* Begin INFORMATION SHOWN *
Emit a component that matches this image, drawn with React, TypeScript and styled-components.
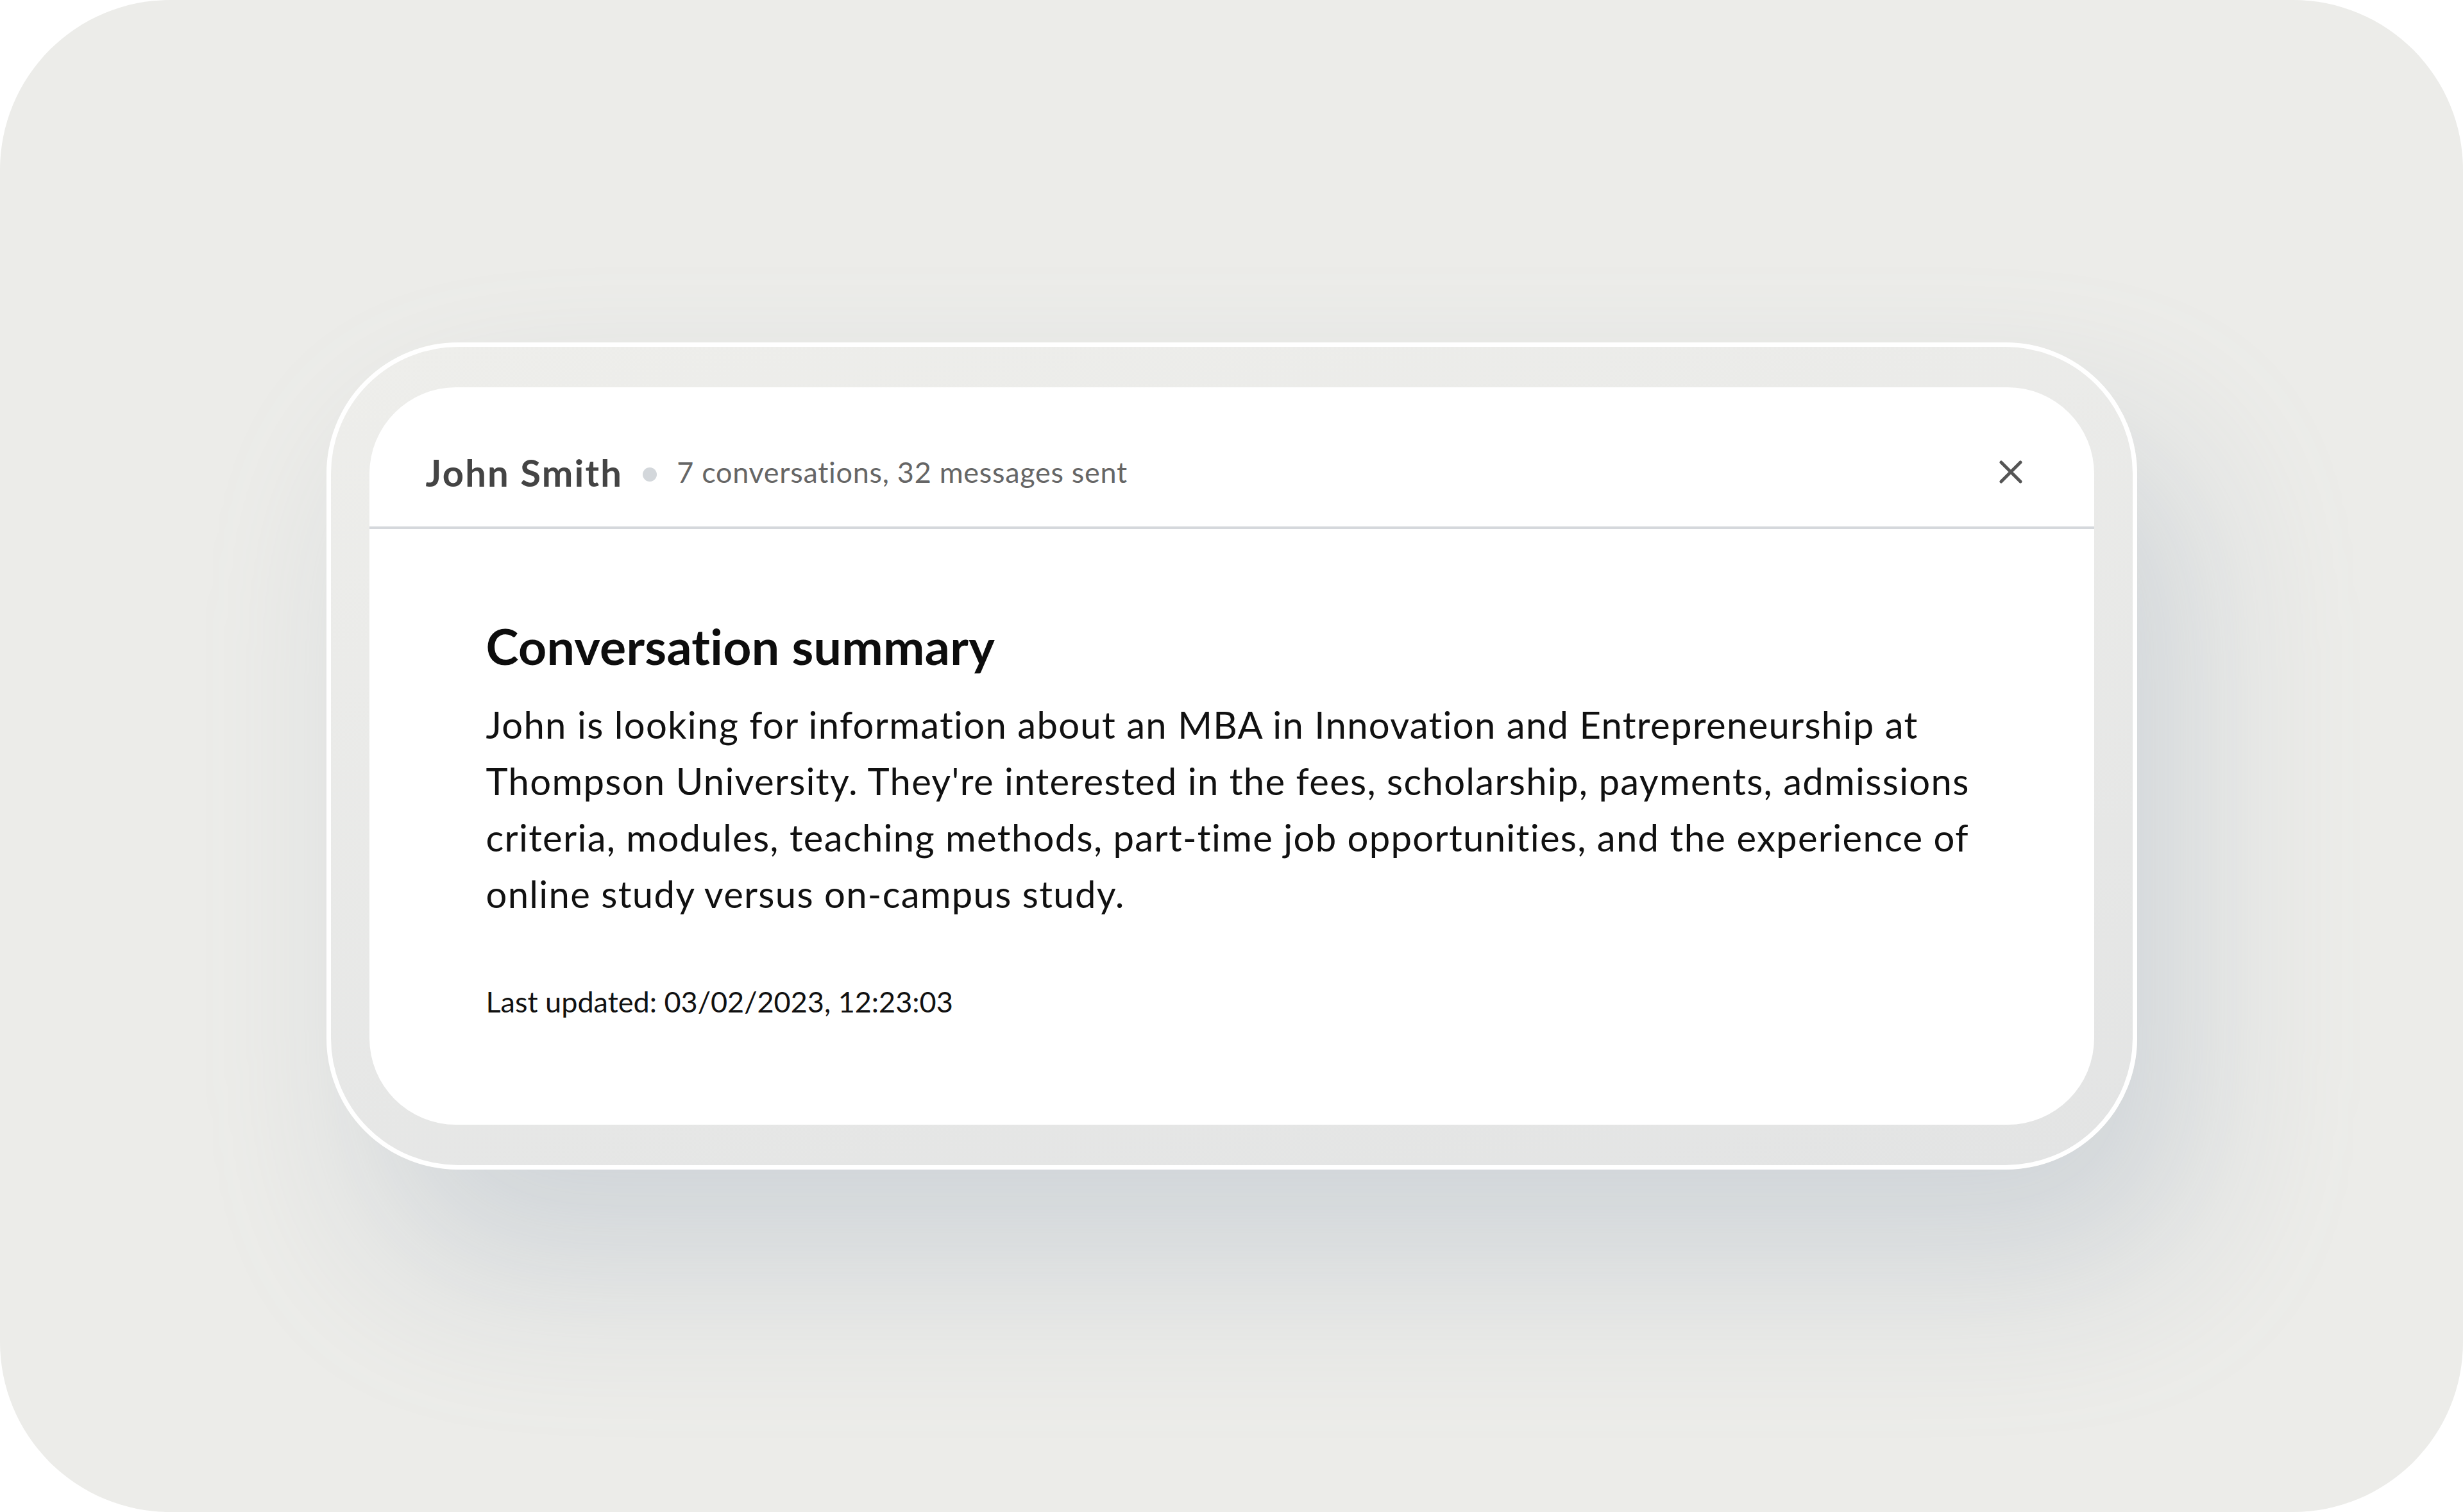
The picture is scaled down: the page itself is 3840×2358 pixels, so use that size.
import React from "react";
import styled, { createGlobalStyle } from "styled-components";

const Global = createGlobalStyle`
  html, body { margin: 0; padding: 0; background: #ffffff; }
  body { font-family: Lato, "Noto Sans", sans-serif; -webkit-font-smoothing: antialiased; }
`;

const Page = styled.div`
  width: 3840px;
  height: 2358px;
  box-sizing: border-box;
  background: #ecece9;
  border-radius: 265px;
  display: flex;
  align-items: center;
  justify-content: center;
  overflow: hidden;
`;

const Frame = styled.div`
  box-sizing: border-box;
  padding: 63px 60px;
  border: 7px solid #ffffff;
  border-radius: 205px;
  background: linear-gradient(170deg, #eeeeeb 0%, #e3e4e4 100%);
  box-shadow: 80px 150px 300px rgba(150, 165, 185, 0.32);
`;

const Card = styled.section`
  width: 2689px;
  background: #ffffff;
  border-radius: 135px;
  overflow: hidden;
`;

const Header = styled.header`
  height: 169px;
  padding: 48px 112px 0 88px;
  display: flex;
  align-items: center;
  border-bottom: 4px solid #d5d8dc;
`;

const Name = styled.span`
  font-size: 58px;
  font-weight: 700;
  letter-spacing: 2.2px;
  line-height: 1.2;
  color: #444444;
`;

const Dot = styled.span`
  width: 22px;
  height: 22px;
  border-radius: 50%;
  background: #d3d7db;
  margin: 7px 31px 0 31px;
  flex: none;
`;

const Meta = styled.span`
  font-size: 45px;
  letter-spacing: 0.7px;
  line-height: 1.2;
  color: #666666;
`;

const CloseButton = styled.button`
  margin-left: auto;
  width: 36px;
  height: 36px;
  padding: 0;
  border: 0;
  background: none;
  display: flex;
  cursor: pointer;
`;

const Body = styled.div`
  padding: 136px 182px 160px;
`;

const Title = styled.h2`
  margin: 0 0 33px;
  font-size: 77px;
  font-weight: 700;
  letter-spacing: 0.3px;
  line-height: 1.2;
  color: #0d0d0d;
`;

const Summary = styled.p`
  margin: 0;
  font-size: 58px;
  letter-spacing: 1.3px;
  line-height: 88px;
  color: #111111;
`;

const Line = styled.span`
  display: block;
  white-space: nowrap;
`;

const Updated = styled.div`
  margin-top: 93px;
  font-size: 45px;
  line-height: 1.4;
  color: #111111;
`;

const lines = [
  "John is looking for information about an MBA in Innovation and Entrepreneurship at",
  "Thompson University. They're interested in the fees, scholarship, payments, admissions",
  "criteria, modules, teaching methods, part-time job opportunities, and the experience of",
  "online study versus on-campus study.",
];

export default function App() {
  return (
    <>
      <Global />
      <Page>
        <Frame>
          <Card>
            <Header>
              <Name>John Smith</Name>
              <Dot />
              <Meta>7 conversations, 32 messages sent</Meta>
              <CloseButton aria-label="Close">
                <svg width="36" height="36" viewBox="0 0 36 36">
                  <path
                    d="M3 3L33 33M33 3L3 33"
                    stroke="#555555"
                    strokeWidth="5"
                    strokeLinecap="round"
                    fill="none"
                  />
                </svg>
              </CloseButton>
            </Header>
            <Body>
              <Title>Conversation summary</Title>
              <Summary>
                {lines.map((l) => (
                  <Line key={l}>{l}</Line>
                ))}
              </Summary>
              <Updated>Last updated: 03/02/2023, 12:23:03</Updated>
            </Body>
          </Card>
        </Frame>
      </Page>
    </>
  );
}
* End INFORMATION SHOWN *
= GOAL =
Of the lines in the data, how many hold the string "React"? State the number, nothing else.

= WORKED ANSWER =
2